- **Problem details**
Identify each line holding the string "table" and copy it.

* * *

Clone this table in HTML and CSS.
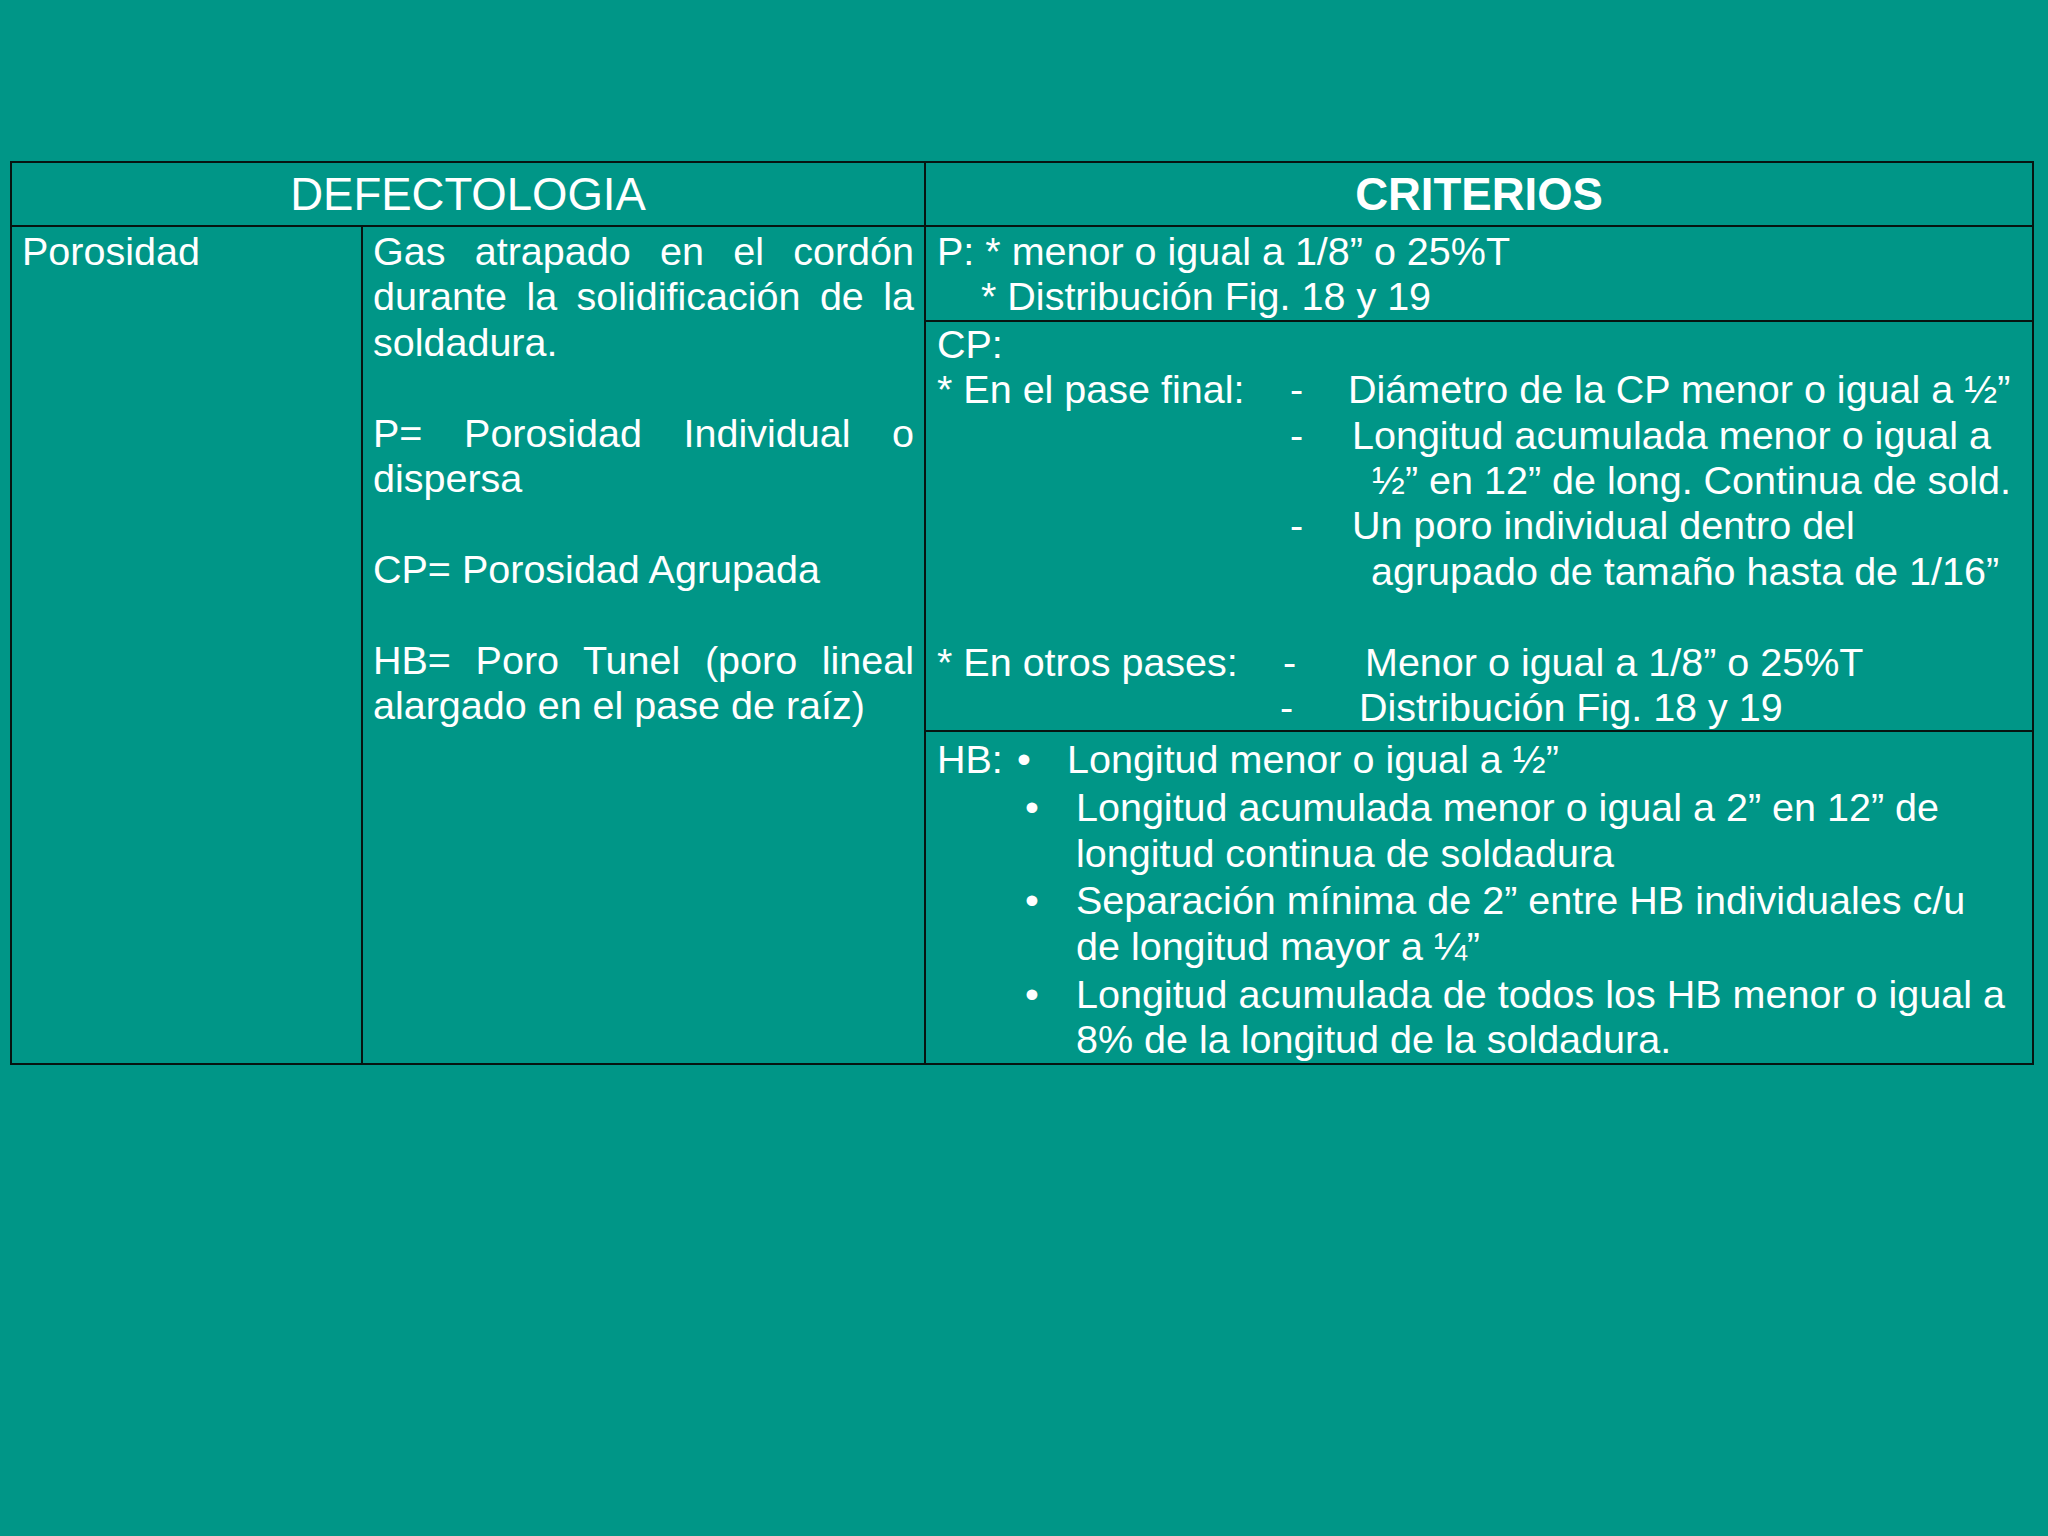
FILE: index.html
```html
<!DOCTYPE html>
<html lang="es">
<head>
<meta charset="utf-8">
<title>Defectologia - Porosidad</title>
<link rel="stylesheet" href="styles.css">
</head>
<body>
<main class="slide">
  <table class="grid">
    <colgroup>
      <col class="c1">
      <col class="c2">
      <col class="c3">
    </colgroup>
    <tr class="r-head">
      <th colspan="2" class="h-def">DEFECTOLOGIA</th>
      <th class="h-cri">CRITERIOS</th>
    </tr>
    <tr class="r-p">
      <td rowspan="3" class="name">Porosidad</td>
      <td rowspan="3" class="desc">
        <p>Gas atrapado en el cordón durante la solidificación de la soldadura.</p>
        <p>P= Porosidad Individual o dispersa</p>
        <p>CP= Porosidad Agrupada</p>
        <p>HB= Poro Tunel (poro lineal alargado en el pase de raíz)</p>
      </td>
      <td class="crit">
        <div class="line">P: * menor o igual a 1/8” o 25%T</div>
        <div class="line in-p">* Distribución Fig. 18 y 19</div>
      </td>
    </tr>
    <tr class="r-cp">
      <td class="crit cp">
        <div class="line">CP:</div>
        <div class="line"><span class="lead lead-a">* En el pase final:</span><span class="dash d1">-</span><span>Diámetro de la CP menor o igual a ½”</span></div>
        <div class="line"><span class="lead lead-a"></span><span class="dash d2">-</span><span>Longitud acumulada menor o igual a</span></div>
        <div class="line in-a">½” en 12” de long. Continua de sold.</div>
        <div class="line"><span class="lead lead-a"></span><span class="dash d2">-</span><span>Un poro individual dentro del</span></div>
        <div class="line in-b">agrupado de tamaño hasta de 1/16”</div>
        <div class="line">&nbsp;</div>
        <div class="line"><span class="lead lead-b">* En otros pases:</span><span class="dash d3">-</span><span>Menor o igual a 1/8” o 25%T</span></div>
        <div class="line"><span class="lead lead-c"></span><span class="dash d4">-</span><span>Distribución Fig. 18 y 19</span></div>
      </td>
    </tr>
    <tr class="r-hb">
      <td class="crit hb">
        <div class="item first"><span class="hb-lbl">HB:</span><span class="bul b1">•</span><span class="txt">Longitud menor o igual a ½”</span></div>
        <div class="item"><span class="bul">•</span><span class="txt">Longitud acumulada menor o igual a 2” en 12” de<br>longitud continua de soldadura</span></div>
        <div class="item"><span class="bul">•</span><span class="txt">Separación mínima de 2” entre HB individuales c/u<br>de longitud mayor a ¼”</span></div>
        <div class="item"><span class="bul">•</span><span class="txt">Longitud acumulada de todos los HB menor o igual a<br>8% de la longitud de la soldadura.</span></div>
      </td>
    </tr>
  </table>
</main>
</body>
</html>
```

FILE: styles.css
```css
html, body {
  margin: 0;
  padding: 0;
  background: #009687;
}

body {
  width: 2048px;
  height: 1536px;
  overflow: hidden;
  font-family: "Liberation Sans", Arial, sans-serif;
  color: #ffffff;
}

.slide {
  padding: 161px 0 0 10px;
}

.grid {
  border-collapse: collapse;
  table-layout: fixed;
  width: 2022px;
  font-size: 39.5px;
  line-height: 45.4px;
}

.c1 { width: 351px; }
.c2 { width: 563px; }
.c3 { width: 1108px; }

.grid th,
.grid td {
  border: 2px solid #071410;
  padding: 0;
  vertical-align: top;
}

.r-head { height: 64px; }
.r-p { height: 93px; }
.r-cp { height: 410px; }
.r-hb { height: 333px; }

.grid th {
  font-size: 45.5px;
  line-height: 52px;
  vertical-align: middle;
  text-align: center;
  padding-top: 1px;
}

.h-def { font-weight: normal; }
.h-cri { font-weight: bold; }

.name {
  padding: 2px 10px 0 10px !important;
}

.desc {
  padding: 2px 10px 0 10px !important;
  text-align: justify;
}

.desc p {
  margin: 0 0 45.4px 0;
}

.crit {
  padding: 2px 12px 0 11px !important;
  white-space: nowrap;
}

.crit.cp { padding-top: 0 !important; }

.line {
  display: flex;
  height: 45.4px;
}

.in-p { padding-left: 44px; }
.in-a { padding-left: 435px; }
.in-b { padding-left: 434px; }

.lead { display: inline-block; }
.lead-a { width: 353px; }
.lead-b { width: 346px; }
.lead-c { width: 343px; }

.dash { display: inline-block; }
.d1 { width: 58px; }
.d2 { width: 62px; }
.d3 { width: 82px; }
.d4 { width: 79px; }

.crit.hb { padding-top: 5px !important; }

.item {
  display: flex;
  padding-left: 88px;
  margin-top: 2.4px;
}

.item.first {
  padding-left: 0;
  margin-top: 0;
}

.hb-lbl {
  display: inline-block;
  width: 80px;
}

.bul {
  display: inline-block;
  width: 51px;
  flex: none;
}

.b1 { width: 50px; }

.txt { display: block; }
```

* * *

- **Final result**
Clone this table in HTML and CSS.
  <table class="grid">
  </table>
  table-layout: fixed;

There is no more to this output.